Thank you for your review. We appreciate that you found our methodology easy to follow, and recognized our technique as significantly improving scalability. We address each of your questions below:
“The idea of picking the initial noise for diffusion is not new”
While the technique of using patterns in the initial noise indeed follows from previous works, the idea of using the random noise itself (rather than some pattern embedded in it) is novel to the best of our knowledge.
We added a clearer explanation of this distinction in the introduction of the revised manuscript.
“this method changes initial noise a lot compared to Tree-Ring watermark.”
Respectfully, we believe there might have been a misunderstanding here, and we would like to clarify. The random initial noise pattern that we use, is coming from the same random function used by the diffusion model anyhow. Therefore, our main watermarking technique is actually distortion-free and comes from very the same distribution as the original, non-watermarked image.
The pattern we use for group identifiers is the same as the Tree-Ring type pattern. Taken together, the distortion is not larger compared to the Tree-Ring.
“The evaluation of robustness if not comprehensive” “...transfer-based, query-based, and white-box attacks such as WEvade.”
We use the same evaluation as previous similar papers [1,2] and even extend over them in Sec. 3 and 5.

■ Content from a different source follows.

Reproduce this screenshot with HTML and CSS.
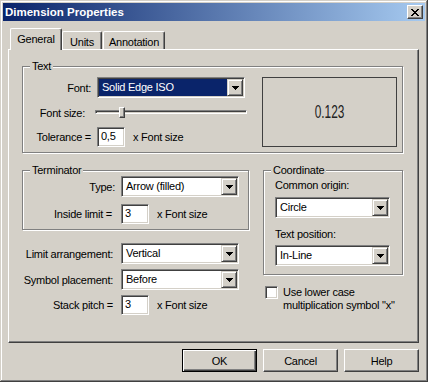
FILE: index.html
```html
<!DOCTYPE html>
<html lang="en">
<head>
  <meta charset="UTF-8">
  <meta name="viewport" content="width=device-width, initial-scale=1.0">
  <title>Dimension Properties</title>
  <link rel="stylesheet" href="styles.css">
</head>
<body>
  <div class="window">
    <div class="titlebar">
      <span class="title">Dimension Properties</span>
      <span class="close">
        <svg width="8" height="7" viewBox="0 0 8 7" shape-rendering="crispEdges"><path d="M0 0h2v1H0zM6 0h2v1H6zM1 1h2v1H1zM5 1h2v1H5zM2 2h4v1H2zM3 3h2v1H3zM2 4h4v1H2zM1 5h2v1H1zM5 5h2v1H5zM0 6h2v1H0zM6 6h2v1H6z" fill="#000"/></svg>
      </span>
    </div>

    <div class="client">
      <div class="tabs">
        <span class="tab active">General</span>
        <span class="tab units">Units</span>
        <span class="tab annotation">Annotation</span>
      </div>

      <div class="panel">
        <div class="group text-group">
          <span class="group-title">Text</span>
          <div class="form text-form">
            <span class="lbl">Font:</span>
            <div class="combo">
              <span class="value selected">Solid Edge ISO</span>
              <span class="drop"><svg width="7" height="4" viewBox="0 0 7 4" shape-rendering="crispEdges"><path d="M0 0h7v1H0zM1 1h5v1H1zM2 2h3v1H2zM3 3h1v1H3z" fill="#000"/></svg></span>
            </div>
            <span class="lbl lbl-slider">Font size:</span>
            <div class="slider">
              <div class="track"></div>
              <div class="thumb"></div>
            </div>
            <span class="lbl">Tolerance =</span>
            <div class="inline">
              <span class="field">0,5</span>
              <span class="unit">x Font size</span>
            </div>
          </div>
          <div class="preview"><span class="sample">0.123</span></div>
        </div>

        <div class="lower">
          <div class="lower-left">
            <div class="group terminator">
              <span class="group-title">Terminator</span>
              <div class="form term-form">
                <span class="lbl">Type:</span>
                <div class="combo">
                  <span class="value">Arrow (filled)</span>
                  <span class="drop"><svg width="7" height="4" viewBox="0 0 7 4" shape-rendering="crispEdges"><path d="M0 0h7v1H0zM1 1h5v1H1zM2 2h3v1H2zM3 3h1v1H3z" fill="#000"/></svg></span>
                </div>
                <span class="lbl lbl-limit">Inside limit =</span>
                <div class="inline">
                  <span class="field">3</span>
                  <span class="unit">x Font size</span>
                </div>
              </div>
            </div>

            <div class="form limit-form">
              <span class="lbl">Limit arrangement:</span>
              <div class="combo">
                <span class="value">Vertical</span>
                <span class="drop"><svg width="7" height="4" viewBox="0 0 7 4" shape-rendering="crispEdges"><path d="M0 0h7v1H0zM1 1h5v1H1zM2 2h3v1H2zM3 3h1v1H3z" fill="#000"/></svg></span>
              </div>
              <span class="lbl">Symbol placement:</span>
              <div class="combo">
                <span class="value">Before</span>
                <span class="drop"><svg width="7" height="4" viewBox="0 0 7 4" shape-rendering="crispEdges"><path d="M0 0h7v1H0zM1 1h5v1H1zM2 2h3v1H2zM3 3h1v1H3z" fill="#000"/></svg></span>
              </div>
              <span class="lbl">Stack pitch =</span>
              <div class="inline">
                <span class="field">3</span>
                <span class="unit">x Font size</span>
              </div>
            </div>
          </div>

          <div class="lower-right">
            <div class="group coordinate">
              <span class="group-title">Coordinate</span>
              <span class="top-lbl">Common origin:</span>
              <div class="combo wide">
                <span class="value">Circle</span>
                <span class="drop"><svg width="7" height="4" viewBox="0 0 7 4" shape-rendering="crispEdges"><path d="M0 0h7v1H0zM1 1h5v1H1zM2 2h3v1H2zM3 3h1v1H3z" fill="#000"/></svg></span>
              </div>
              <span class="top-lbl second">Text position:</span>
              <div class="combo wide">
                <span class="value">In-Line</span>
                <span class="drop"><svg width="7" height="4" viewBox="0 0 7 4" shape-rendering="crispEdges"><path d="M0 0h7v1H0zM1 1h5v1H1zM2 2h3v1H2zM3 3h1v1H3z" fill="#000"/></svg></span>
              </div>
            </div>

            <div class="check">
              <span class="box"></span>
              <span class="check-text">Use lower case<br>multiplication symbol "x"</span>
            </div>
          </div>
        </div>
      </div>

      <div class="buttons">
        <span class="btn default">OK</span>
        <span class="btn">Cancel</span>
        <span class="btn">Help</span>
      </div>
    </div>
  </div>
</body>
</html>
```

FILE: styles.css
```css
body {
  margin: 0;
  background: #d4d0c8;
  font-family: 'Liberation Sans', Arial, sans-serif;
  font-size: 11px;
  letter-spacing: -0.25px;
  color: #000;
}

.window {
  width: 428px;
  height: 382px;
  box-sizing: border-box;
  padding: 3px;
  background: #d4d0c8;
  box-shadow: inset -1px -1px #404040, inset 1px 1px #d4d0c8, inset -2px -2px #808080, inset 2px 2px #fff;
}

.titlebar {
  height: 18px;
  display: flex;
  align-items: center;
  justify-content: space-between;
  padding: 0 2px;
  background: linear-gradient(to right, #0a246a, #a6caf0);
}

.title {
  color: #fff;
  font-weight: bold;
  font-size: 11.5px;
  letter-spacing: 0;
}

.close {
  width: 16px;
  height: 14px;
  box-sizing: border-box;
  display: flex;
  align-items: center;
  justify-content: center;
  background: #d4d0c8;
  border: 1px solid;
  border-color: #fff #404040 #404040 #fff;
  box-shadow: inset -1px -1px #808080;
}

.client {
  padding: 7px 6px 0 5px;
}

/* tabs */
.tabs {
  display: flex;
  align-items: flex-end;
  position: relative;
  z-index: 1;
  margin-bottom: -1px;
  padding-left: 2px;
}

.tab {
  height: 18px;
  box-sizing: border-box;
  margin-bottom: 1px;
  display: flex;
  align-items: center;
  justify-content: center;
  padding-top: 2px;
  border: 1px solid;
  border-bottom: none;
  border-color: #fff #404040 #fff #fff;
  border-radius: 2px 2px 0 0;
  box-shadow: inset -1px 0 #808080;
  background: #d4d0c8;
}

.tab.active {
  width: 52px;
  height: 22px;
  margin-bottom: 0;
  padding-top: 0;
  padding-bottom: 2px;
}

.tab.units {
  width: 40px;
}

.tab.annotation {
  width: 62px;
  margin-left: 1px;
}

.panel {
  height: 294px;
  box-sizing: border-box;
  padding: 16px 15px 0 13px;
  border: 1px solid;
  border-color: #fff #404040 #404040 #fff;
  box-shadow: inset -1px -1px #808080;
}

/* group boxes */
.group {
  position: relative;
  border: 1px solid #808080;
  box-shadow: 1px 1px 0 #fff, inset 1px 1px 0 #fff;
}

.group-title {
  position: absolute;
  top: -7px;
  left: 7px;
  padding: 0 2px;
  line-height: 13px;
  background: #d4d0c8;
}

.form {
  display: grid;
  align-items: center;
}

.lbl {
  justify-self: end;
  white-space: nowrap;
}

.text-group {
  display: flex;
  justify-content: space-between;
  padding: 10px 5px 5px 0;
}

.text-form {
  grid-template-columns: 68px 148px;
  grid-template-rows: 21px 29px 20px;
  column-gap: 6px;
}

.lbl-slider {
  margin-right: 6px;
}

.slider {
  position: relative;
  height: 11px;
  margin: 0 -2px;
}

.track {
  margin-top: 3px;
  height: 4px;
  box-sizing: border-box;
  border: 1px solid;
  border-color: #808080 #fff #fff #808080;
  box-shadow: inset 1px 1px #404040;
}

.thumb {
  position: absolute;
  top: 0;
  left: 24px;
  width: 6px;
  height: 11px;
  box-sizing: border-box;
  background: #d4d0c8;
  border: 1px solid;
  border-color: #fff #404040 #404040 #fff;
  box-shadow: inset -1px -1px #808080;
}

.preview {
  width: 135px;
  height: 70px;
  box-sizing: border-box;
  border: 1px solid #404040;
  display: flex;
  align-items: center;
  justify-content: center;
}

.sample {
  display: inline-block;
  font-family: 'Liberation Sans', Arial, sans-serif;
  font-size: 18px;
  letter-spacing: 0;
  color: #222;
  transform: scaleX(0.66);
}

/* controls */
.combo {
  height: 21px;
  box-sizing: border-box;
  display: flex;
  padding: 1px;
  background: #fff;
  border: 1px solid;
  border-color: #808080 #fff #fff #808080;
  box-shadow: inset 1px 1px #404040, inset -1px -1px #d4d0c8;
}

.combo .value {
  flex: 1;
  padding-left: 3px;
  line-height: 17px;
  white-space: nowrap;
}

.combo .value.selected {
  background: #0a246a;
  color: #fff;
}

.drop {
  width: 16px;
  height: 17px;
  box-sizing: border-box;
  display: flex;
  align-items: center;
  justify-content: center;
  background: #d4d0c8;
  border: 1px solid;
  border-color: #d4d0c8 #404040 #404040 #d4d0c8;
  box-shadow: inset 1px 1px #fff, inset -1px -1px #808080;
}

.inline {
  display: flex;
  align-items: center;
}

.field {
  width: 28px;
  height: 20px;
  box-sizing: border-box;
  padding-left: 3px;
  line-height: 17px;
  background: #fff;
  border: 1px solid;
  border-color: #808080 #fff #fff #808080;
  box-shadow: inset 1px 1px #404040, inset -1px -1px #d4d0c8;
}

.unit {
  margin-left: 8px;
}

/* lower section */
.lower {
  display: flex;
  margin-top: 17px;
  gap: 14px;
}

.lower-left {
  width: 227px;
}

.lower-right {
  flex: 1;
}

.terminator {
  padding: 5px 0 5px 0;
}

.term-form {
  grid-template-columns: 92px 118px;
  grid-template-rows: 21px 20px;
  column-gap: 6px;
  row-gap: 7px;
}

.lbl-limit {
  margin-right: 3px;
}

.limit-form {
  margin-top: 13px;
  grid-template-columns: 91px 118px;
  grid-template-rows: 21px 21px 20px;
  column-gap: 8px;
  row-gap: 5px;
}

.coordinate {
  display: flex;
  flex-direction: column;
  padding: 8px 12px 8px 11px;
}

.top-lbl {
  line-height: 13px;
  margin-bottom: 5px;
}

.top-lbl.second {
  margin-top: 10px;
  margin-bottom: 4px;
}

.check {
  display: flex;
  align-items: flex-start;
  margin-top: 11px;
  padding-left: 2px;
}

.box {
  width: 13px;
  height: 13px;
  box-sizing: border-box;
  flex-shrink: 0;
  background: #fff;
  border: 1px solid;
  border-color: #808080 #fff #fff #808080;
  box-shadow: inset 1px 1px #404040, inset -1px -1px #d4d0c8;
}

.check-text {
  margin-left: 5px;
  line-height: 13px;
}

/* buttons */
.buttons {
  display: flex;
  justify-content: flex-end;
  gap: 6px;
  margin-top: 6px;
}

.btn {
  width: 75px;
  height: 23px;
  box-sizing: border-box;
  display: flex;
  align-items: center;
  justify-content: center;
  border: 1px solid;
  border-color: #fff #404040 #404040 #fff;
  box-shadow: inset -1px -1px #808080;
}

.btn.default {
  border-color: #000;
  box-shadow: inset 1px 1px #fff, inset -1px -1px #404040, inset -2px -2px #808080;
}
```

Per the reviewer's request, we also evaluated additional attacks from the types mentioned. We evaluate WIND against additional attacks, including transfer-based, query-based, and white-box methods. Specifically, we employ the WeVade white-box attack [4], the transfer attack described in [6], a black-box attack utilizing NES queries [7], and a random search approach discussed in [5], adopted to attempt watermark removal. The success rates of these attacks are detailed in the table below:
| WeVade | Random Search | Transfer Attack | NES Query |
|---|---|---|---|
| 1% | 2% | 3% | 2% |
We added these results to the revised manuscript.
“For example, Section 5.2 and the Algorithms section should be relocated to precede Section 5, … This adjustment would provide better coherence, as watermarking non-synthetic images is an integral part of the methodology.”
We thank the reviewer for their suggestion and applied them to the revised manuscript.
“other watermarking techniques, such as HiDDeN, are excluded”
HiDDeN, as well as other watermarking techniques, are more vulnerable to removal and forgery attempts [3,4] as evaluated by previous works. However, we recognize their contributions to the field and their applicability in different settings and have mentioned their methods in our related works section.
“How is the threshold determined in the experiments?”
We thank the reviewer for pointing out that this detail is missing from the manuscript. If in the first variant (WIND_fast) (Sec. 4.1) we use a threshold of min l2_norm > 160. This threshold is chosen to contain the empirical distribution of matched patterns (true positive).
In the second variant (WIND_full) we do not choose a threshold, but rather, we choose the noise pattern within the group that has the lowest l2 as our candidates for the identified noise.
Thank you very much for your comments. We respectfully ask that if you feel more positive about our paper, to please consider updating your score. If not, please let us know what can be further improved; we are happy to continue the discussion any time until the end of the discussion period. Thank you!
[1] Wen, Yuxin, et al. "Tree-ring watermarks: Fingerprints for diffusion images that are invisible and robust." (2023).
[2] Ci, Hai, et al. "Ringid: Rethinking tree-ring watermarking for enhanced multi-key identification." European Conference on Computer Vision, 2025.
[3] Zhao, Xuandong, et al. "Invisible image watermarks are provably removable using generative ai." (2023).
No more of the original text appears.